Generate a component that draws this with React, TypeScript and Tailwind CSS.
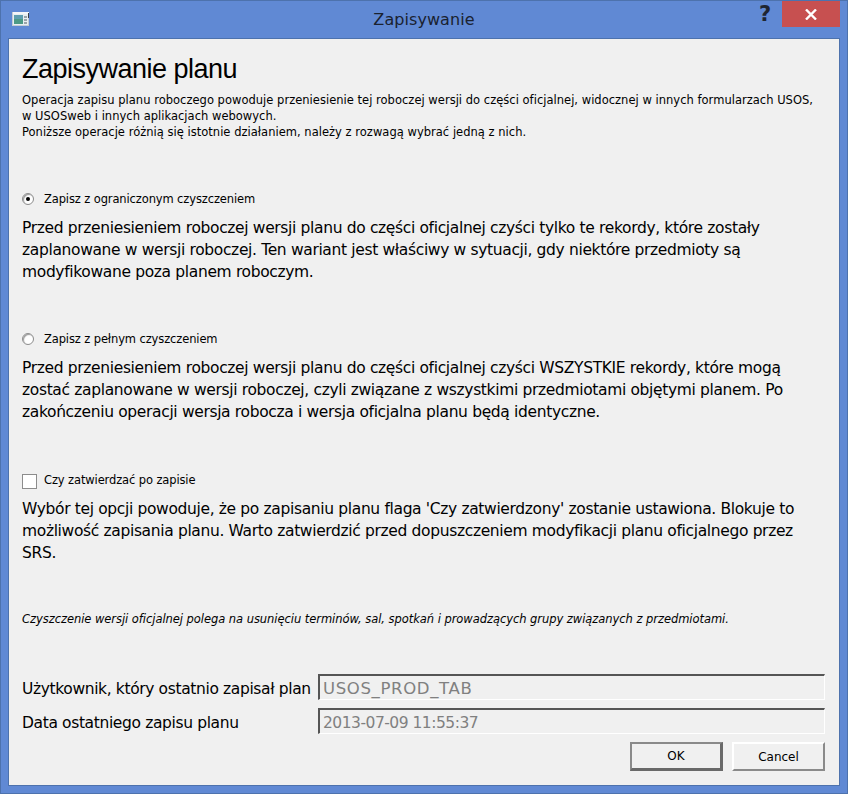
const font = { fontFamily: '"DejaVu Sans", sans-serif' };
const headingFont = { fontFamily: '"Liberation Sans", sans-serif' };

function Option({
  mark,
  label,
  lines,
  className,
}: {
  mark: React.ReactNode;
  label: string;
  lines: string[];
  className?: string;
}) {
  return (
    <div className={className}>
      <div className="flex h-[16px] items-center">
        <div className="flex w-[22px] shrink-0 items-center">{mark}</div>
        <span className="whitespace-nowrap text-[11.5px] tracking-[-0.12px]">{label}</span>
      </div>
      <div className="mt-[9px] text-[15.5px] leading-[22px] tracking-[-0.35px]">
        {lines.map((l) => (
          <div key={l} className="whitespace-nowrap">
            {l}
          </div>
        ))}
      </div>
    </div>
  );
}

function Radio({ checked }: { checked?: boolean }) {
  return (
    <div className="mb-[3px] flex h-[12px] w-[12px] items-center justify-center rounded-full border border-[#8c8c8c] bg-white shadow-[inset_1px_1px_1px_#9a9a9a]">
      {checked && <div className="h-[4px] w-[4px] rounded-full bg-black" />}
    </div>
  );
}

function Field({ label, value, valueClass }: { label: string; value: string; valueClass: string }) {
  return (
    <div className="flex h-[26px] items-center">
      <div className="w-[296px] shrink-0 whitespace-nowrap pt-[6px] text-[15.5px] tracking-[-0.37px]">{label}</div>
      <div
        className={
          "flex h-[26px] w-[507px] items-center border-t-2 border-l-2 border-r border-b border-t-[#555] border-l-[#555] border-r-white border-b-white bg-[#f0f0f0] pl-[3px] pt-[4px] text-[#808080] " +
          valueClass
        }
      >
        {value}
      </div>
    </div>
  );
}

function DialogButton({ label, primary }: { label: string; primary?: boolean }) {
  return (
    <button
      type="button"
      className={
        primary
          ? "h-[29px] w-[93px] border-t-2 border-l-2 border-r-[3px] border-b-[3px] border-t-[#8a8a8a] border-l-[#8a8a8a] border-r-[#696969] border-b-[#696969] bg-[#f0f0f0] text-[12px]"
          : "h-[29px] w-[93px] border-t-2 border-l-2 border-r-2 border-b-2 border-t-white border-l-white border-r-[#8a8a8a] border-b-[#8a8a8a] bg-[#f0f0f0] text-[12px]"
      }
    >
      {label}
    </button>
  );
}

export default function App() {
  return (
    <div
      style={font}
      className="flex h-[794px] w-[848px] flex-col border border-[#4d72ad] bg-[#6089d4] text-black"
    >
      {/* title bar */}
      <div className="relative flex h-[37px] shrink-0 items-center justify-center">
        <svg className="absolute left-[11px] top-[10px]" width="18" height="16" viewBox="0 0 18 16">
          <rect x="0.5" y="1.5" width="16" height="13" fill="#e8eef2" stroke="#c4ccd4" />
          <rect x="1" y="1" width="16" height="2" fill="#f4f6f8" />
          <rect x="2" y="4" width="9" height="9" fill="#4d9a86" />
          <rect x="2" y="4" width="9" height="4" fill="#5e9fb0" />
          <rect x="12" y="5" width="3" height="2" fill="#9aa4aa" />
          <rect x="12" y="8" width="3" height="2" fill="#9aa4aa" />
          <rect x="12" y="11" width="3" height="2" fill="#9aa4aa" />
          <rect x="16" y="2" width="1" height="5" fill="#3a4048" />
        </svg>
        <span className="text-[16px] tracking-[0.07px] text-[#1a2230]">Zapisywanie</span>
        <span className="absolute left-[758px] top-[1px] text-[21px] font-bold leading-[24px] text-[#1f2530]">?</span>
        <div className="absolute left-[781px] top-0 flex h-[26px] w-[58px] items-center justify-center bg-[#c75050]">
          <svg width="12" height="11" viewBox="0 0 12 11">
            <path d="M1 0.5 L11 10.5 M11 0.5 L1 10.5" stroke="#fff" strokeWidth="2.4" />
          </svg>
        </div>
      </div>

      {/* content */}
      <div className="mx-[7px] flex h-[748px] flex-col border border-[#4d72ad] bg-[#f0f0f0] pl-[13px] pr-[14px]">
        <h1 style={headingFont} className="mt-[12px] h-[36px] whitespace-nowrap text-[27px] leading-[36px] tracking-[-0.5px]">
          Zapisywanie planu
        </h1>
        <div className="mt-[5px] text-[11.5px] leading-[16px] tracking-[0.02px]">
          <div className="whitespace-nowrap">
            Operacja zapisu planu roboczego powoduje przeniesienie tej roboczej wersji do części oficjalnej, widocznej w innych formularzach USOS,
          </div>
          <div className="whitespace-nowrap">w USOSweb i innych aplikacjach webowych.</div>
          <div className="whitespace-nowrap">
            Poniższe operacje różnią się istotnie działaniem, należy z rozwagą wybrać jedną z nich.
          </div>
        </div>

        <Option
          className="mt-[52px]"
          mark={<Radio checked />}
          label="Zapisz z ograniczonym czyszczeniem"
          lines={[
            "Przed przeniesieniem roboczej wersji planu do części oficjalnej czyści tylko te rekordy, które zostały",
            "zaplanowane w wersji roboczej. Ten wariant jest właściwy w sytuacji, gdy niektóre przedmioty są",
            "modyfikowane poza planem roboczym.",
          ]}
        />
        <Option
          className="mt-[49px]"
          mark={<Radio />}
          label="Zapisz z pełnym czyszczeniem"
          lines={[
            "Przed przeniesieniem roboczej wersji planu do części oficjalnej czyści WSZYSTKIE rekordy, które mogą",
            "zostać zaplanowane w wersji roboczej, czyli związane z wszystkimi przedmiotami objętymi planem. Po",
            "zakończeniu operacji wersja robocza i wersja oficjalna planu będą identyczne.",
          ]}
        />
        <Option
          className="mt-[50px]"
          mark={<div className="h-[15px] w-[15px] border border-[#8c8c8c] bg-white" />}
          label="Czy zatwierdzać po zapisie"
          lines={[
            "Wybór tej opcji powoduje, że po zapisaniu planu flaga 'Czy zatwierdzony' zostanie ustawiona. Blokuje to",
            "możliwość zapisania planu. Warto zatwierdzić przed dopuszczeniem modyfikacji planu oficjalnego przez",
            "SRS.",
          ]}
        />

        <div className="mt-[47px] whitespace-nowrap text-[11.5px] italic leading-[16px] tracking-[-0.05px]">
          Czyszczenie wersji oficjalnej polega na usunięciu terminów, sal, spotkań i prowadzących grupy związanych z przedmiotami.
        </div>

        <div className="mt-[47px] flex flex-col gap-[8px]">
          <Field label="Użytkownik, który ostatnio zapisał plan" value="USOS_PROD_TAB" valueClass="text-[16.5px] tracking-[0.65px]" />
          <Field label="Data ostatniego zapisu planu" value="2013-07-09 11:55:37" valueClass="text-[15.5px] tracking-[-0.5px]" />
        </div>

        <div className="mt-[8px] flex justify-end gap-[9px]">
          <DialogButton primary label="OK" />
          <DialogButton label="Cancel" />
        </div>
      </div>
    </div>
  );
}
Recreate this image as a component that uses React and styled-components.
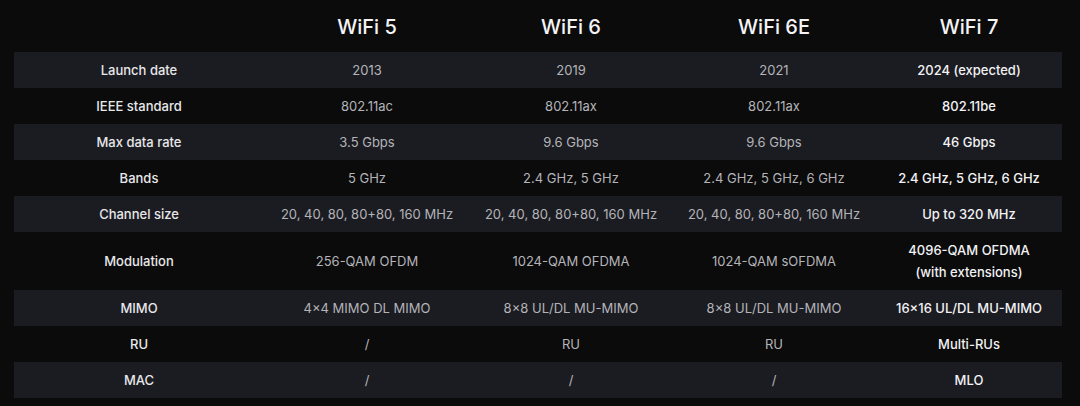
import React from 'react';
import styled, { createGlobalStyle } from 'styled-components';

const GlobalStyle = createGlobalStyle`
  html, body {
    margin: 0;
    padding: 0;
    background: #0b0b0c;
  }
  body {
    font-family: Inter, "Noto Sans", "Liberation Sans", sans-serif;
  }
`;

const columns = ['WiFi 5', 'WiFi 6', 'WiFi 6E', 'WiFi 7'];

const rows = [
  { label: 'Launch date', values: ['2013', '2019', '2021', '2024 (expected)'] },
  { label: 'IEEE standard', values: ['802.11ac', '802.11ax', '802.11ax', '802.11be'] },
  { label: 'Max data rate', values: ['3.5 Gbps', '9.6 Gbps', '9.6 Gbps', '46 Gbps'] },
  { label: 'Bands', values: ['5 GHz', '2.4 GHz, 5 GHz', '2.4 GHz, 5 GHz, 6 GHz', '2.4 GHz, 5 GHz, 6 GHz'] },
  {
    label: 'Channel size',
    values: ['20, 40, 80, 80+80, 160 MHz', '20, 40, 80, 80+80, 160 MHz', '20, 40, 80, 80+80, 160 MHz', 'Up to 320 MHz'],
  },
  {
    label: 'Modulation',
    tall: true,
    values: ['256-QAM OFDM', '1024-QAM OFDMA', '1024-QAM sOFDMA', ['4096-QAM OFDMA', '(with extensions)']],
  },
  { label: 'MIMO', values: ['4×4 MIMO DL MIMO', '8×8 UL/DL MU-MIMO', '8×8 UL/DL MU-MIMO', '16×16 UL/DL MU-MIMO'] },
  { label: 'RU', values: ['/', 'RU', 'RU', 'Multi-RUs'] },
  { label: 'MAC', values: ['/', '/', '/', 'MLO'] },
];

const App = () => {
  return (
    <Page>
      <GlobalStyle />
      <Table>
        <HeaderRow>
          <HeadCell />
          {columns.map((c) => (
            <HeadCell key={c}>{c}</HeadCell>
          ))}
        </HeaderRow>
        {rows.map((row, i) => (
          <Row key={row.label} striped={i % 2 === 0} tall={row.tall}>
            <LabelCell>{row.label}</LabelCell>
            {row.values.map((v, j) => (
              <Cell key={j} highlight={j === 3}>
                {Array.isArray(v) ? v.map((line) => <Line key={line}>{line}</Line>) : v}
              </Cell>
            ))}
          </Row>
        ))}
      </Table>
    </Page>
  );
};

export default App;

const Page = styled.div`
  width: 1080px;
  height: 406px;
  background: #0b0b0c;
  padding: 0 18px 0 14px;
  box-sizing: border-box;
`;

const Table = styled.div`
  width: 1048px;
  display: flex;
  flex-direction: column;
`;

const grid = `
  display: grid;
  grid-template-columns: 250px 206px 202px 204px 186px;
`;

const HeaderRow = styled.div`
  ${grid}
  height: 52px;
  align-items: center;
`;

const HeadCell = styled.div`
  text-align: center;
  color: #f4f4f6;
  font-size: 20px;
  font-weight: 500;
  padding-top: 1px;
`;

const Row = styled.div`
  ${grid}
  height: ${(p) => (p.tall ? '58px' : '36px')};
  align-items: center;
  background: ${(p) => (p.striped ? '#1b1c22' : 'transparent')};
`;

const LabelCell = styled.div`
  text-align: center;
  color: #e8e8ea;
  font-size: 13px;
  font-weight: 500;
`;

const Cell = styled.div`
  text-align: center;
  font-size: 13px;
  line-height: 22px;
  color: ${(p) => (p.highlight ? '#f2f2f4' : '#b4b4b8')};
  font-weight: ${(p) => (p.highlight ? 500 : 400)};
`;

const Line = styled.div``;
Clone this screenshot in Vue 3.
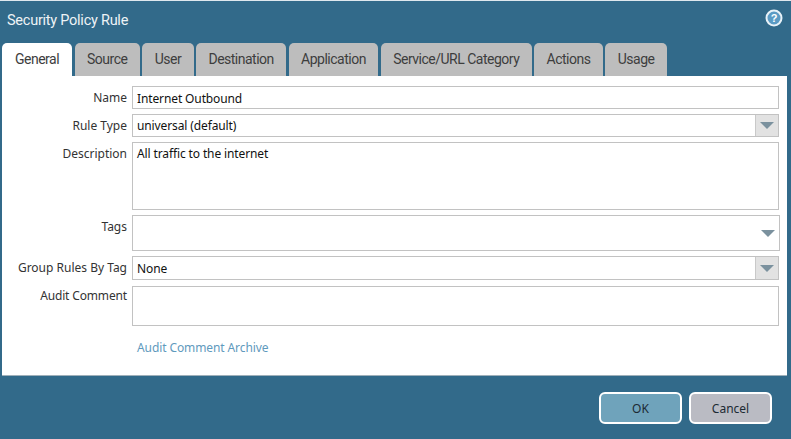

────

■ **Your instructions**: Look through the lines above and collect those with the word "components".

■ **Exercise result**:
Recreate this image as a component that uses React and styled-components.
import styled, { createGlobalStyle } from 'styled-components';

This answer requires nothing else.